In a voice halting with emotion he said, “I just wish my daddy was here to see this,” he said. “He grew up in Lanett and was a paratrooper in World War II.”

According to The Valley in World War II, a copy of which is available at Cobb Archives in Valley, the dad, Marvin Gilmore, was born in Lanett in 1921. He attended schools in Lanett and worked in Lanett Mill before joining the Army a little more than a month before the Japanese attack on Pearl Harbor. He was a member of the 505th Airborne Infantry. Marvin Gilmore survived the initial landing but died in fighting around Sainte-Mere­ Eglise on June 9,1944. According to The Valley in World War II, “(Gilmore) was awarded the American Defense ribbon, an ETO ribbon with three battle stars (Sicily, Naples, Normandy) and a Presidential Citation of Death. He leaves his widow, Mary, and a son, Ronnie.”

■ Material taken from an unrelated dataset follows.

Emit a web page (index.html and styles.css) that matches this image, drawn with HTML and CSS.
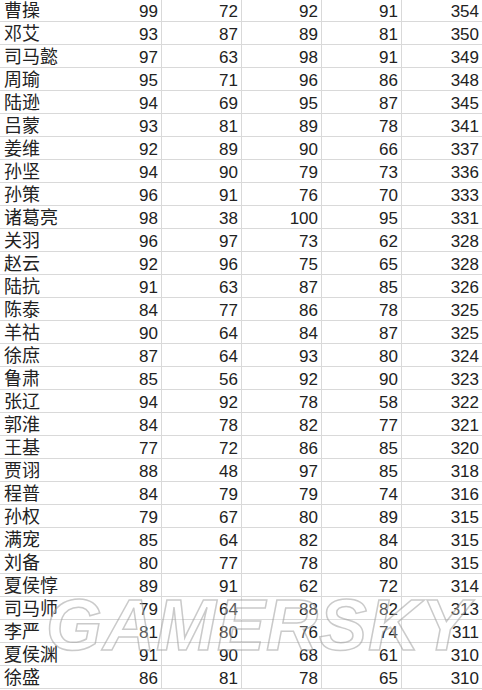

Ronnie Gilmore would go on to serve in the Army during the Vietnam War.

“My daddy was a member of the Greatest Generation,” he told the crowd assembled inside sewingmachine.com. “I’m very proud of that. I’m also proud to have served in the U.S. Army, but I never sacrificed the way my daddy did. If our country ever needed another Greatest Generation, it does now.” Marvin Gilmore would be proud of that son today.